Сейчас только в краевом центре 5 500 школьников с ограниченными возможностями здоровья, в каждой из школ Красноярска есть такие дети. Как и есть в том или ином виде проблемы взаимодействия с родителями, потому что инклюзия, хоть о ней и говорят на самом высоком уровне, еще не стала частью образовательной культуры. Есть сопротивление учительского сообщества, не все родители готовы к появлению в классе детей с ОВЗ. Это стало предпосылкой для публичного обсуждения проблем, и уже в феврале «Общероссийский народный фронт» инициирует проведение в Красноярске круглого стола, посвященного вопросам инклюзивного образования.

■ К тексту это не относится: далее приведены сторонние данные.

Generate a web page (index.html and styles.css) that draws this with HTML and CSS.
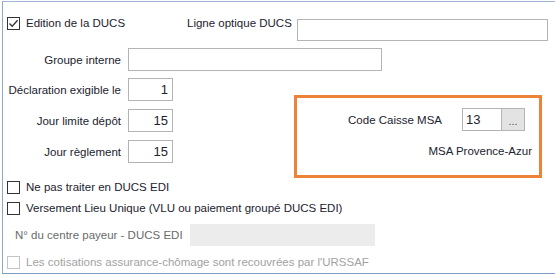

– Многие учреждения сейчас действуют бессистемно, существует межведомственная разобщенность в области нормативно-правовой базы, в организационно-управленческих подходах. Да и часто сами родители слабо информированы об образовательных услугах для детей с ограниченными возможностями здоровья, – убеждена куратор этого вопроса, руководитель региональной рабочей группы ОНФ «Образование и культура как основы национальной идентичности» в Красноярском крае, заслуженный учитель РФ Галина Вычужанина. – Инклюзивное образование требует большего финансирования, и общество еще не готово к предоставлению образовательных услуг детям с ОВЗ в соответствии с их индивидуальными возможностями и потребностями.
Остается согласиться, это на самом деле так. Однако тысячи мальчишек и девчонок не могут ждать, пока общество созреет, – им нужно учиться, общаться со сверстниками здесь и сейчас. Не только чиновники от образования, но и все общество должно стремиться к тому, чтобы совместное обучение всех детей было не просто нормой, а единственным допустимым вариантом общего образования.
Пока разрабатывается круглый стол по проблемам инклюзии, мама шестиклассника Вовы готовится вместе с ним проходить очередную психолого-медико-психологическую комиссию. Возможно, за это время школа разработает адаптированную программу.
Мы продолжаем следить за этой ситуацией.